-------- RECORDED DATA --------
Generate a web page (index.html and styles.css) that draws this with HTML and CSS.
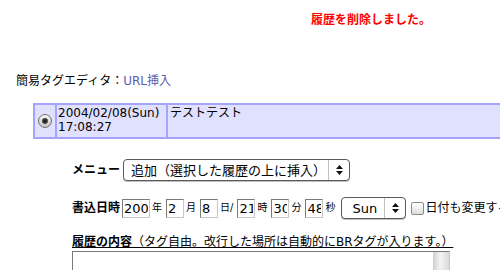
FILE: index.html
```html
<!DOCTYPE html>
<html lang="ja">
<head>
    <meta charset="UTF-8">
    <meta name="viewport" content="width=device-width, initial-scale=1.0">
    <title>履歴の編集</title>
    <link rel="stylesheet" href="styles.css">
</head>
<body>
    <div class="message">履歴を削除しました。</div>

    <div class="editor">簡易タグエディタ：<a href="#" class="link">URL挿入</a></div>

    <!-- 履歴一覧 -->
    <div class="history">
        <div class="cell cell-radio"><input type="radio" class="radio" name="rireki" checked></div>
        <div class="cell cell-date">2004/02/08(Sun)<br>17:08:27</div>
        <div class="cell cell-text">テストテスト</div>
    </div>

    <form class="form">
        <div class="row">
            <span class="label">メニュー</span>
            <div class="select select-menu">
                <select>
                    <option>追加（選択した履歴の上に挿入）</option>
                    <option>修正</option>
                    <option>削除</option>
                </select>
                <span class="arrows">
                    <svg width="7" height="10" viewBox="0 0 7 10"><path d="M3.5 0L7 4H0z M3.5 10L0 6h7z" fill="#111"/></svg>
                </span>
            </div>
        </div>

        <div class="row">
            <span class="label">書込日時</span>
            <input type="text" class="num num-year" value="2004"><span class="unit">年</span>
            <input type="text" class="num" value="2"><span class="unit">月</span>
            <input type="text" class="num" value="8"><span class="unit">日/</span>
            <input type="text" class="num" value="21"><span class="unit">時</span>
            <input type="text" class="num" value="30"><span class="unit">分</span>
            <input type="text" class="num" value="48"><span class="unit">秒</span>
            <div class="select select-day">
                <select>
                    <option>Sun</option>
                    <option>Mon</option>
                    <option>Tue</option>
                    <option>Wed</option>
                    <option>Thu</option>
                    <option>Fri</option>
                    <option>Sat</option>
                </select>
                <span class="arrows">
                    <svg width="7" height="10" viewBox="0 0 7 10"><path d="M3.5 0L7 4H0z M3.5 10L0 6h7z" fill="#111"/></svg>
                </span>
            </div>
            <input type="checkbox" class="check" id="change-date">
            <label for="change-date" class="check-text">日付も変更する</label>
        </div>

        <div class="content-label"><b>履歴の内容</b>（タグ自由。改行した場所は自動的にBRタグが入ります。）</div>
        <textarea class="content"></textarea>
    </form>
</body>
</html>
```

FILE: styles.css
```css
html, body {
    overflow: hidden;
}

body {
    margin: 0;
    padding: 12px 0 0 16px;
    font-family: "DejaVu Sans", "Noto Sans CJK JP", sans-serif;
    font-size: 12px;
    line-height: 16px;
    color: #000;
    background-color: #fff;
}

.message {
    padding-left: 295px;
    color: #ff0000;
    font-weight: bold;
}

.editor {
    margin-top: 45px;
}

.link {
    color: #5c5cac;
    text-decoration: none;
}

/* 履歴の行 */
.history {
    display: flex;
    gap: 2px;
    width: 480px;
    margin: 14px 0 0 17px;
    padding: 2px;
    background-color: #a4a4ff;
}

.cell {
    background-color: #e0e0ff;
    height: 32px;
    box-sizing: border-box;
}

.cell-radio {
    width: 20px;
    display: flex;
    align-items: center;
    justify-content: center;
}

.cell-date {
    width: 109px;
    padding: 1px 1px;
    line-height: 14px;
}

.cell-text {
    flex: 1;
    padding: 1px 2px;
    line-height: 14px;
}

.radio {
    appearance: none;
    margin: 0;
    width: 14px;
    height: 14px;
    border-radius: 50%;
    border: 1px solid #707070;
    box-sizing: border-box;
    background:
        radial-gradient(circle, #1a1a1a 0, #333 2px, #666 2.8px, rgba(0, 0, 0, 0) 3.4px),
        linear-gradient(#f4f4f4, #c4c4c4);
}

/* フォーム */
.form {
    margin: 20px 0 0 56px;
}

.row {
    display: flex;
    align-items: center;
    height: 22px;
    white-space: nowrap;
}

.row > * {
    flex-shrink: 0;
}

.row + .row {
    margin-top: 16px;
}

.label {
    font-weight: bold;
    margin-right: 2px;
}

.select {
    display: inline-flex;
    align-items: stretch;
    height: 22px;
    box-sizing: border-box;
    border: 1px solid #5a5a5a;
    border-radius: 4px;
    background-color: #fff;
    box-shadow: 0 1px 0 rgba(0, 0, 0, 0.25);
}

.select select {
    appearance: none;
    flex: 1;
    min-width: 0;
    border: none;
    background: transparent;
    margin: 0;
    font-family: "DejaVu Sans", "Noto Sans CJK JP", sans-serif;
    font-size: 13px;
    color: #000;
    outline: none;
}

.select-menu {
    width: 227px;
    margin-left: 1px;
}

.select-menu select {
    padding: 0 0 0 7px;
}

.select-day {
    width: 65px;
    margin-left: 2px;
}

.select-day select {
    padding: 0 0 0 10px;
}

.arrows {
    width: 20px;
    border-left: 1px solid #c0c0c0;
    display: flex;
    align-items: center;
    justify-content: center;
}

.num {
    width: 18px;
    height: 19px;
    box-sizing: border-box;
    margin: 0;
    padding: 0 1px;
    border: 1px solid;
    border-color: #7a7a7a #c8c8c8 #c8c8c8 #7a7a7a;
    font-family: "DejaVu Sans", sans-serif;
    font-size: 13px;
    color: #000;
}

.num-year {
    width: 28px;
}

.unit {
    font-size: 10px;
    margin: 0 4px 0 2px;
}

.check {
    appearance: none;
    width: 13px;
    height: 13px;
    margin: 0 1px 0 5px;
    border: 1px solid #8a8a8a;
    border-radius: 2px;
    box-sizing: border-box;
    background: linear-gradient(#fff, #dedede);
}

.content-label {
    margin-top: 15px;
    text-decoration: underline;
}

/* スクロールバーの溝は背景で描く */
.content {
    display: block;
    margin: 1px 0 0 0;
    width: 378px;
    height: 110px;
    box-sizing: border-box;
    border: 1px solid;
    border-color: #7a7a7a #c8c8c8 #c8c8c8 #7a7a7a;
    background: #fff linear-gradient(to right, #cfcfcf, #f4f4f4 45%, #dadada) no-repeat right top / 16px 100%;
    overflow: hidden;
    resize: none;
}
```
--------
## [SHORT EXERCISE]
Leave out the pictures and print every line of the data exactly.

## [EXERCISE ANSWER]
Generate a web page (index.html and styles.css) that draws this with HTML and CSS.
FILE: index.html
```html
<!DOCTYPE html>
<html lang="ja">
<head>
    <meta charset="UTF-8">
    <meta name="viewport" content="width=device-width, initial-scale=1.0">
    <title>履歴の編集</title>
    <link rel="stylesheet" href="styles.css">
</head>
<body>
    <div class="message">履歴を削除しました。</div>

    <div class="editor">簡易タグエディタ：<a href="#" class="link">URL挿入</a></div>

    <!-- 履歴一覧 -->
    <div class="history">
        <div class="cell cell-radio"><input type="radio" class="radio" name="rireki" checked></div>
        <div class="cell cell-date">2004/02/08(Sun)<br>17:08:27</div>
        <div class="cell cell-text">テストテスト</div>
    </div>

    <form class="form">
        <div class="row">
            <span class="label">メニュー</span>
            <div class="select select-menu">
                <select>
                    <option>追加（選択した履歴の上に挿入）</option>
                    <option>修正</option>
                    <option>削除</option>
                </select>
                <span class="arrows">
                    <svg width="7" height="10" viewBox="0 0 7 10"><path d="M3.5 0L7 4H0z M3.5 10L0 6h7z" fill="#111"/></svg>
                </span>
            </div>
        </div>

        <div class="row">
            <span class="label">書込日時</span>
            <input type="text" class="num num-year" value="2004"><span class="unit">年</span>
            <input type="text" class="num" value="2"><span class="unit">月</span>
            <input type="text" class="num" value="8"><span class="unit">日/</span>
            <input type="text" class="num" value="21"><span class="unit">時</span>
            <input type="text" class="num" value="30"><span class="unit">分</span>
            <input type="text" class="num" value="48"><span class="unit">秒</span>
            <div class="select select-day">
                <select>
                    <option>Sun</option>
                    <option>Mon</option>
                    <option>Tue</option>
                    <option>Wed</option>
                    <option>Thu</option>
                    <option>Fri</option>
                    <option>Sat</option>
                </select>
                <span class="arrows">
                    <svg width="7" height="10" viewBox="0 0 7 10"><path d="M3.5 0L7 4H0z M3.5 10L0 6h7z" fill="#111"/></svg>
                </span>
            </div>
            <input type="checkbox" class="check" id="change-date">
            <label for="change-date" class="check-text">日付も変更する</label>
        </div>

        <div class="content-label"><b>履歴の内容</b>（タグ自由。改行した場所は自動的にBRタグが入ります。）</div>
        <textarea class="content"></textarea>
    </form>
</body>
</html>
```

FILE: styles.css
```css
html, body {
    overflow: hidden;
}

body {
    margin: 0;
    padding: 12px 0 0 16px;
    font-family: "DejaVu Sans", "Noto Sans CJK JP", sans-serif;
    font-size: 12px;
    line-height: 16px;
    color: #000;
    background-color: #fff;
}

.message {
    padding-left: 295px;
    color: #ff0000;
    font-weight: bold;
}

.editor {
    margin-top: 45px;
}

.link {
    color: #5c5cac;
    text-decoration: none;
}

/* 履歴の行 */
.history {
    display: flex;
    gap: 2px;
    width: 480px;
    margin: 14px 0 0 17px;
    padding: 2px;
    background-color: #a4a4ff;
}

.cell {
    background-color: #e0e0ff;
    height: 32px;
    box-sizing: border-box;
}

.cell-radio {
    width: 20px;
    display: flex;
    align-items: center;
    justify-content: center;
}

.cell-date {
    width: 109px;
    padding: 1px 1px;
    line-height: 14px;
}

.cell-text {
    flex: 1;
    padding: 1px 2px;
    line-height: 14px;
}

.radio {
    appearance: none;
    margin: 0;
    width: 14px;
    height: 14px;
    border-radius: 50%;
    border: 1px solid #707070;
    box-sizing: border-box;
    background:
        radial-gradient(circle, #1a1a1a 0, #333 2px, #666 2.8px, rgba(0, 0, 0, 0) 3.4px),
        linear-gradient(#f4f4f4, #c4c4c4);
}

/* フォーム */
.form {
    margin: 20px 0 0 56px;
}

.row {
    display: flex;
    align-items: center;
    height: 22px;
    white-space: nowrap;
}

.row > * {
    flex-shrink: 0;
}

.row + .row {
    margin-top: 16px;
}

.label {
    font-weight: bold;
    margin-right: 2px;
}

.select {
    display: inline-flex;
    align-items: stretch;
    height: 22px;
    box-sizing: border-box;
    border: 1px solid #5a5a5a;
    border-radius: 4px;
    background-color: #fff;
    box-shadow: 0 1px 0 rgba(0, 0, 0, 0.25);
}

.select select {
    appearance: none;
    flex: 1;
    min-width: 0;
    border: none;
    background: transparent;
    margin: 0;
    font-family: "DejaVu Sans", "Noto Sans CJK JP", sans-serif;
    font-size: 13px;
    color: #000;
    outline: none;
}

.select-menu {
    width: 227px;
    margin-left: 1px;
}

.select-menu select {
    padding: 0 0 0 7px;
}

.select-day {
    width: 65px;
    margin-left: 2px;
}

.select-day select {
    padding: 0 0 0 10px;
}

.arrows {
    width: 20px;
    border-left: 1px solid #c0c0c0;
    display: flex;
    align-items: center;
    justify-content: center;
}

.num {
    width: 18px;
    height: 19px;
    box-sizing: border-box;
    margin: 0;
    padding: 0 1px;
    border: 1px solid;
    border-color: #7a7a7a #c8c8c8 #c8c8c8 #7a7a7a;
    font-family: "DejaVu Sans", sans-serif;
    font-size: 13px;
    color: #000;
}

.num-year {
    width: 28px;
}

.unit {
    font-size: 10px;
    margin: 0 4px 0 2px;
}

.check {
    appearance: none;
    width: 13px;
    height: 13px;
    margin: 0 1px 0 5px;
    border: 1px solid #8a8a8a;
    border-radius: 2px;
    box-sizing: border-box;
    background: linear-gradient(#fff, #dedede);
}

.content-label {
    margin-top: 15px;
    text-decoration: underline;
}

/* スクロールバーの溝は背景で描く */
.content {
    display: block;
    margin: 1px 0 0 0;
    width: 378px;
    height: 110px;
    box-sizing: border-box;
    border: 1px solid;
    border-color: #7a7a7a #c8c8c8 #c8c8c8 #7a7a7a;
    background: #fff linear-gradient(to right, #cfcfcf, #f4f4f4 45%, #dadada) no-repeat right top / 16px 100%;
    overflow: hidden;
    resize: none;
}
```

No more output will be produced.